Like any enriching experience, there’s something to be imparted beyond the actual, literal experience itself. If it’s anything important, with residual social value, it’s possible to learn from the experience and from the things outside the experience that reflect on it.
You don’t have to watch the rock falling into the water to recognize its after-effects; the ripples from that stone’s splash will last longer than the splash itself, and be observed by more people than the ones who watched the rock originally.
Woodstock was the splash that’s still sending ripples across the water of our culture. Forty years after the event, a flurry of new albums are out with remastered updates of the original music. Ang Lee’s new film “Taking Woodstock” looks at the genesis of the festival from different perspectives.
And bet your mortgage: the good burghers of Bethel will be besieged all weekend long by visitors from around the country and the world hoping to brush up against the magic of that summer, sniffing the air in that open field for just a hint of the patchouli and pot smoke that wafted into the American air, and stayed there for forty years.
◊ ◊ ◊
Woodstock was the bomb and everybody knew it. Even a skinny, nappy-headed 14-year-old black boy in Denver, a kid desperate to gain some sense of himself and his world, knew it when he read about it in The Denver Post the day after it started. Woodstock was the place to be.
The old man, of course, wouldn’t hear of it. Not for a minute. Out of the Army less than two years, the major was still very much in military mode, right down to the way his three children were raised. Woodstock? Too many un-American hippies there to be anything good. Out of the question.
And ultimately, it didn’t matter. The skinny kid in Denver didn’t make it to the mud flats at Max Yasgur’s dairy farm 3,000 miles away.
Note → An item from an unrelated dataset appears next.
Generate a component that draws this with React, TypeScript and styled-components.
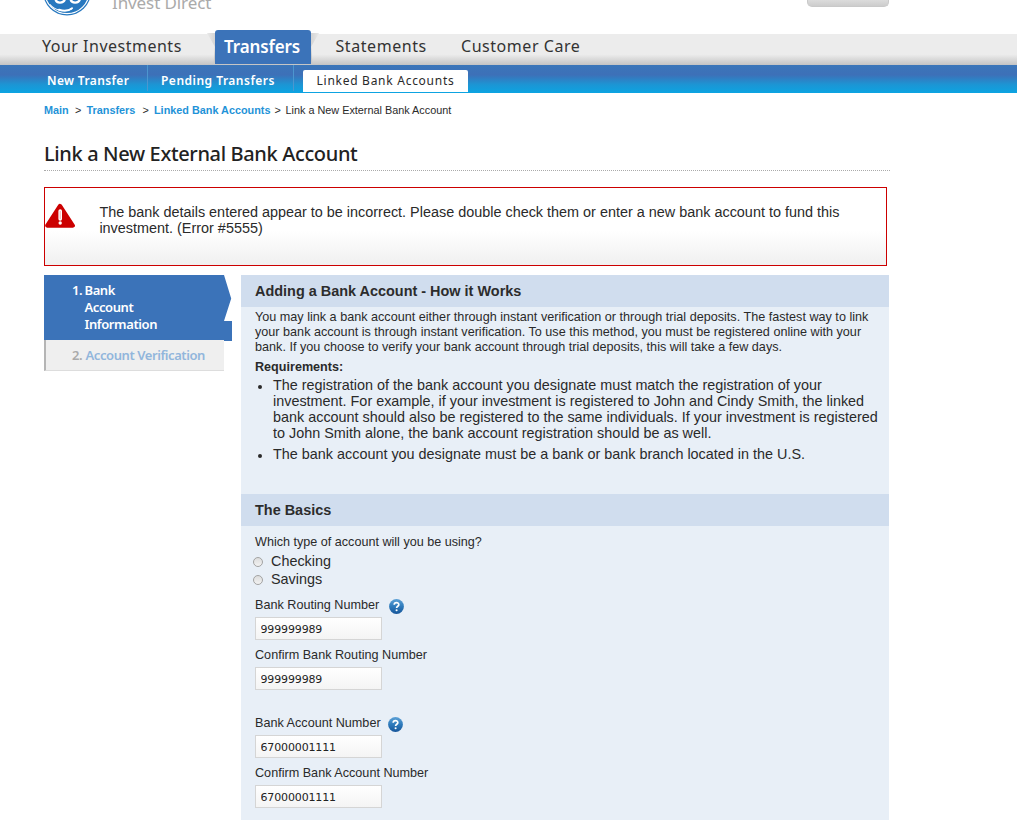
import React from "react";
import styled, { createGlobalStyle } from "styled-components";

const humanist = `"Noto Sans", "Open Sans", sans-serif`;
const grotesque = `"Liberation Sans", Arial, sans-serif`;

const GlobalStyle = createGlobalStyle`
  html, body { margin: 0; padding: 0; background: #fff; }
  body { height: 820px; overflow: hidden; font-family: ${grotesque}; color: #2a2a2a; }
  * { box-sizing: border-box; }
`;

const Page = styled.div`
  width: 1017px;
  height: 820px;
  overflow: hidden;
`;

const Masthead = styled.header`
  display: flex;
  justify-content: space-between;
  height: 34px;
  padding: 0 128px 0 43px;
`;

const Brand = styled.div`
  display: flex;
  gap: 21px;
  svg { display: block; flex: none; }
`;

const BrandName = styled.div`
  font: 400 17px/24px ${humanist};
  letter-spacing: -0.1px;
  color: #aaa;
  margin-top: -9px;
  white-space: nowrap;
`;

const HeaderButton = styled.div`
  width: 82px;
  height: 7px;
  background: linear-gradient(#dcdcdc, #cdcdcd);
  border: 1px solid #c9c9c9;
  border-top: 0;
  border-radius: 0 0 5px 5px;
`;

const MainNav = styled.nav`
  display: flex;
  height: 31px;
  padding-left: 42px;
  background: linear-gradient(#ececec 0 66%, #c4c4c4 100%);
`;

const MainLink = styled.a<{ $w: number; $pad?: number; $track: string }>`
  width: ${(p) => p.$w}px;
  padding-left: ${(p) => p.$pad ?? 0}px;
  font: 400 16px/25px ${humanist};
  letter-spacing: ${(p) => p.$track};
  color: #333;
  white-space: nowrap;
`;

const TabEar = styled.svg`
  display: block;
  flex: none;
  margin-top: -1px;
`;

const MainTab = styled.a`
  width: 96px;
  height: 34px;
  margin-top: -4px;
  padding-left: 9px;
  border-radius: 3px 3px 0 0;
  background: #3b73b9;
  color: #fff;
  font: 600 17px/33px ${humanist};
  letter-spacing: -0.1px;
  white-space: nowrap;
`;

const SubNav = styled.nav`
  display: flex;
  height: 28px;
  background: linear-gradient(#3b76b9 0%, #3d70b8 35%, #1c95d4 70%, #0ca4e2 100%);
`;

const SubLink = styled.a<{ $w: number; $pad: number; $track: string }>`
  width: ${(p) => p.$w}px;
  height: 26px;
  padding-left: ${(p) => p.$pad}px;
  border-right: 1px solid #4c96cf;
  color: #fff;
  font: 600 12px/32px ${humanist};
  letter-spacing: ${(p) => p.$track};
  white-space: nowrap;
`;

const SubTab = styled.a`
  width: 165px;
  height: 22px;
  margin: 5px 0 0 9px;
  background: #fff;
  border-radius: 2px 2px 0 0;
  text-align: center;
  font: 400 12px/22px ${humanist};
  letter-spacing: 0.73px;
  white-space: nowrap;
`;

const Content = styled.main`
  width: 846px;
  margin-left: 44px;
`;

const Breadcrumbs = styled.div`
  display: flex;
  height: 35px;
  font-size: 10.85px;
  line-height: 35px;
  white-space: nowrap;
`;

const Crumb = styled.a<{ $w: number }>`
  width: ${(p) => p.$w}px;
  color: #1f93d8;
  font-weight: 700;
`;

const CrumbMark = styled.span<{ $w: number }>`
  width: ${(p) => p.$w}px;
`;

const Title = styled.h1`
  margin: 0;
  height: 43px;
  border-bottom: 1px dotted #aaa;
  font: 500 20px/51px ${humanist};
  letter-spacing: -0.36px;
  color: #222;
  white-space: nowrap;
`;

const Alert = styled.div`
  display: flex;
  width: 843px;
  height: 79px;
  margin-top: 16px;
  padding-top: 15px;
  border: 1px solid #c00;
  background: linear-gradient(#fff 55%, #f0f0f0);
  svg { display: block; flex: none; }
`;

const AlertText = styled.div`
  margin: 1px 0 0 24.4px;
  font-size: 14.42px;
  line-height: 16px;
`;

const Line = styled.div`
  white-space: nowrap;
`;

const Columns = styled.div`
  display: flex;
  margin-top: 9px;
`;

const Steps = styled.aside`
  width: 197px;
`;

const CurrentStep = styled.div`
  position: relative;
  display: flex;
  width: 180px;
  height: 65px;
  padding: 7px 0 0 28px;
  background: #3b73b9;
  color: #fff;
  font: 600 13px/17px ${humanist};
  letter-spacing: -0.4px;
`;

const StepArrow = styled.svg`
  position: absolute;
  left: 180px;
  top: 0;
`;

const NextStep = styled.div`
  display: flex;
  width: 180px;
  height: 31px;
  padding-left: 26px;
  border-left: 2px solid #b5b5b5;
  border-bottom: 1px solid #ddd;
  background: #efefef;
  color: #92b6dc;
  font: 600 13px/31px ${humanist};
  letter-spacing: -0.42px;
  white-space: nowrap;
`;

const StepNumber = styled.span<{ $w: number; $color: string }>`
  width: ${(p) => p.$w}px;
  color: ${(p) => p.$color};
`;

const Panel = styled.section`
  width: 648px;
  height: 545px;
  background: #e8eff7;
`;

const PanelTitle = styled.h2`
  margin: 0;
  height: 32px;
  padding-left: 14px;
  background: #d0ddee;
  font-size: 14.45px;
  line-height: 32px;
  font-weight: 700;
  color: #2c2c2c;
`;

const HowItWorks = styled.div`
  height: 187px;
  padding: 3px 0 0 14px;
`;

const Intro = styled.div`
  font-size: 12.63px;
  line-height: 15px;
`;

const Requirements = styled.div`
  margin-top: 5px;
  font-size: 12.6px;
  line-height: 15px;
  font-weight: 700;
`;

const Bullets = styled.ul`
  margin: 2px 0 0;
  padding: 0;
  list-style: none;
`;

const Bullet = styled.li`
  display: flex;
  margin-bottom: 5px;
  font-size: 14.4px;
  line-height: 16px;
  &::before {
    content: "";
    flex: none;
    width: 4px;
    height: 4px;
    margin: 8px 11px 0 3px;
    border-radius: 50%;
    background: #2a2a2a;
  }
`;

const Form = styled.form`
  padding: 8px 0 0 14px;
`;

const Question = styled.div`
  height: 18px;
  font-size: 12.6px;
  line-height: 16px;
`;

const Option = styled.label`
  display: flex;
  align-items: center;
  height: 18px;
  margin-left: -2px;
  font-size: 14.4px;
`;

const Radio = styled.span`
  width: 10px;
  height: 10px;
  margin: 2px 8px 0 0;
  border: 1px solid #a3a3a3;
  border-radius: 50%;
  background: linear-gradient(#ddd, #f2f2f2);
`;

const Field = styled.div<{ $top: number }>`
  margin-top: ${(p) => p.$top}px;
`;

const Label = styled.div<{ $gap: number }>`
  display: flex;
  height: 20px;
  gap: ${(p) => p.$gap}px;
  font-size: 12.63px;
  line-height: 16px;
  svg { flex: none; margin-top: 1.5px; }
`;

const Input = styled.input`
  display: block;
  width: 127px;
  height: 23px;
  padding: 1px 0 0 4.5px;
  border: 1px solid #d5d5d5;
  border-radius: 0;
  outline: 0;
  background: linear-gradient(#fff, #f4f4f4);
  font: 11px "DejaVu Sans", sans-serif;
  letter-spacing: -0.14px;
  color: #222;
`;

const HelpIcon = () => (
  <svg width="15" height="15" viewBox="0 0 15 15">
    <defs>
      <linearGradient id="help" x1="0" y1="0" x2="0" y2="1">
        <stop offset="0" stopColor="#5ba0d6" />
        <stop offset=".5" stopColor="#2e7abb" />
        <stop offset="1" stopColor="#17569a" />
      </linearGradient>
    </defs>
    <circle cx="7.5" cy="7.5" r="7.4" fill="url(#help)" />
    <path d="M5.2 5.8C5.2 3 9.8 3 9.8 5.7c0 1.5-2.2 1.6-2.2 3.2" fill="none" stroke="#fff" strokeWidth="1.7" />
    <circle cx="7.6" cy="11.2" r="1.05" fill="#fff" />
  </svg>
);

const Logo = () => (
  <svg width="48" height="16" viewBox="0 0 48 16">
    <circle cx="24" cy="-8.5" r="24" fill="#2778bf" />
    <circle cx="24" cy="-8.5" r="22.2" fill="none" stroke="#fff" strokeWidth="1.2" />
    <g fill="none" stroke="#fff" strokeLinecap="round">
      <path d="M12.5-1c.5 4.5 8 5 9.5 0M27.5-1c1 5 8.5 4.5 9.5 0" strokeWidth="2.3" />
      <path d="M7 4.5c4 5 13 8 21.5 4.5" strokeWidth="1.1" />
      <path d="M16 9.7c5 1.5 10 1 13-1.500" strokeWidth="2" />
    </g>
  </svg>
);

const Ear = ({ flip }: { flip?: boolean }) => (
  <TabEar width="8" height="32" viewBox="0 0 8 32">
    <defs>
      <linearGradient id={flip ? "earRight" : "earLeft"} x1={flip ? 1 : 0} x2={flip ? 0 : 1} y1="0" y2="0">
        <stop offset="0" stopColor="#e9e9e9" />
        <stop offset="1" stopColor="#d4d4d4" />
      </linearGradient>
    </defs>
    <path
      d={flip ? "M8 0L0 14V0z" : "M0 0L8 14V0z"}
      fill={flip ? "url(#earRight)" : "url(#earLeft)"}
    />
    <path d={flip ? "M0 12v20h1.5z" : "M8 12v20H6.5z"} fill="#c8c8c8" />
  </TabEar>
);

const WarningIcon = () => (
  <svg width="30" height="26" viewBox="0 0 30 26">
    <path d="M15 3L27.8 22.6H2.2z" fill="#c00" stroke="#c00" strokeWidth="4.2" strokeLinejoin="round" />
    <path d="M15.2 8v8" stroke="#fff" strokeWidth="3.6" strokeLinecap="round" />
    <path d="M15.2 8.3v7.4" stroke="#c00" strokeWidth="1" strokeLinecap="round" opacity=".3" />
    <circle cx="15.2" cy="20" r="1.7" fill="#fff" />
  </svg>
);

interface FieldProps {
  label: string;
  value: string;
  top: number;
  help?: boolean;
  gap?: number;
}

const TextField = ({ label, value, top, help, gap = 0 }: FieldProps) => (
  <Field $top={top}>
    <Label $gap={gap}>
      <Line>{label}</Line>
      {help && <HelpIcon />}
    </Label>
    <Input defaultValue={value} aria-label={label} />
  </Field>
);

export default function App() {
  return (
    <Page>
      <GlobalStyle />
      <Masthead>
        <Brand>
          <Logo />
          <BrandName>Invest Direct</BrandName>
        </Brand>
        <HeaderButton />
      </Masthead>
      <MainNav>
        <MainLink $w={165} $track="0.5px">Your Investments</MainLink>
        <Ear />
        <MainTab>Transfers</MainTab>
        <Ear flip />
        <MainLink $w={142} $pad={16.5} $track="0.57px">Statements</MainLink>
        <MainLink $w={130} $track="0.54px">Customer Care</MainLink>
      </MainNav>
      <SubNav>
        <SubLink $w={148} $pad={47} $track="0.37px">New Transfer</SubLink>
        <SubLink $w={146} $pad={13} $track="0.49px">Pending Transfers</SubLink>
        <SubTab>Linked Bank Accounts</SubTab>
      </SubNav>
      <Content>
        <Breadcrumbs>
          <Crumb $w={31}>Main</Crumb>
          <CrumbMark $w={11.5}>&gt;</CrumbMark>
          <Crumb $w={56}>Transfers</Crumb>
          <CrumbMark $w={11.5}>&gt;</CrumbMark>
          <Crumb $w={120.5}>Linked Bank Accounts</Crumb>
          <CrumbMark $w={11}>&gt;</CrumbMark>
          <span>Link a New External Bank Account</span>
        </Breadcrumbs>
        <Title>Link a New External Bank Account</Title>
        <Alert>
          <WarningIcon />
          <AlertText>
            <Line>The bank details entered appear to be incorrect. Please double check them or enter a new bank account to fund this</Line>
            <Line>investment. (Error #5555)</Line>
          </AlertText>
        </Alert>
        <Columns>
          <Steps>
            <CurrentStep>
              <StepNumber $w={12.5} $color="#fff">1.</StepNumber>
              <div>
                <Line>Bank</Line>
                <Line>Account</Line>
                <Line>Information</Line>
              </div>
              <StepArrow width="8" height="66" viewBox="0 0 8 66">
                <path d="M0 0L7.2 23.5 0 46H8V66H0z" fill="#3b73b9" />
              </StepArrow>
            </CurrentStep>
            <NextStep>
              <StepNumber $w={13.5} $color="#aaa">2.</StepNumber>
              <Line>Account Verification</Line>
            </NextStep>
          </Steps>
          <Panel>
            <PanelTitle>Adding a Bank Account - How it Works</PanelTitle>
            <HowItWorks>
              <Intro>
                <Line>You may link a bank account either through instant verification or through trial deposits. The fastest way to link</Line>
                <Line>your bank account is through instant verification. To use this method, you must be registered online with your</Line>
                <Line>bank. If you choose to verify your bank account through trial deposits, this will take a few days.</Line>
              </Intro>
              <Requirements>Requirements:</Requirements>
              <Bullets>
                <Bullet>
                  <div>
                    <Line>The registration of the bank account you designate must match the registration of your</Line>
                    <Line>investment. For example, if your investment is registered to John and Cindy Smith, the linked</Line>
                    <Line>bank account should also be registered to the same individuals. If your investment is registered</Line>
                    <Line>to John Smith alone, the bank account registration should be as well.</Line>
                  </div>
                </Bullet>
                <Bullet>
                  <Line>The bank account you designate must be a bank or bank branch located in the U.S.</Line>
                </Bullet>
              </Bullets>
            </HowItWorks>
            <PanelTitle>The Basics</PanelTitle>
            <Form>
              <Question><Line>Which type of account will you be using?</Line></Question>
              <Option><Radio />Checking</Option>
              <Option><Radio />Savings</Option>
              <TextField label="Bank Routing Number" value="999999989" top={9} help gap={10} />
              <TextField label="Confirm Bank Routing Number" value="999999989" top={7} />
              <TextField label="Bank Account Number" value="67000001111" top={25} help gap={7} />
              <TextField label="Confirm Bank Account Number" value="67000001111" top={7} />
            </Form>
          </Panel>
        </Columns>
      </Content>
    </Page>
  );
}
But Woodstock the Experience came to him: less than a year later, when he heard the movie soundtrack for the first time; four years later, when he moved to Boulder, Colorado’s counterculture ground zero, to start college and pursue a parallel career in psychoactive discovery; forty years later, when he attended the final Oracle Gathering, three days of peace & music, environmental awareness and multicultural embrace, in a field in Randle, Wash.
And Woodstock the Experience came to him whenever he heard the music from that moment in American time, and he knew the lyrics and the melodies and even the guitar riffs like he knew his own name.
For him and for millions of others, it was true then and now and forever:
Woodstock, Woodstock, Woodstock, we’ve all been there.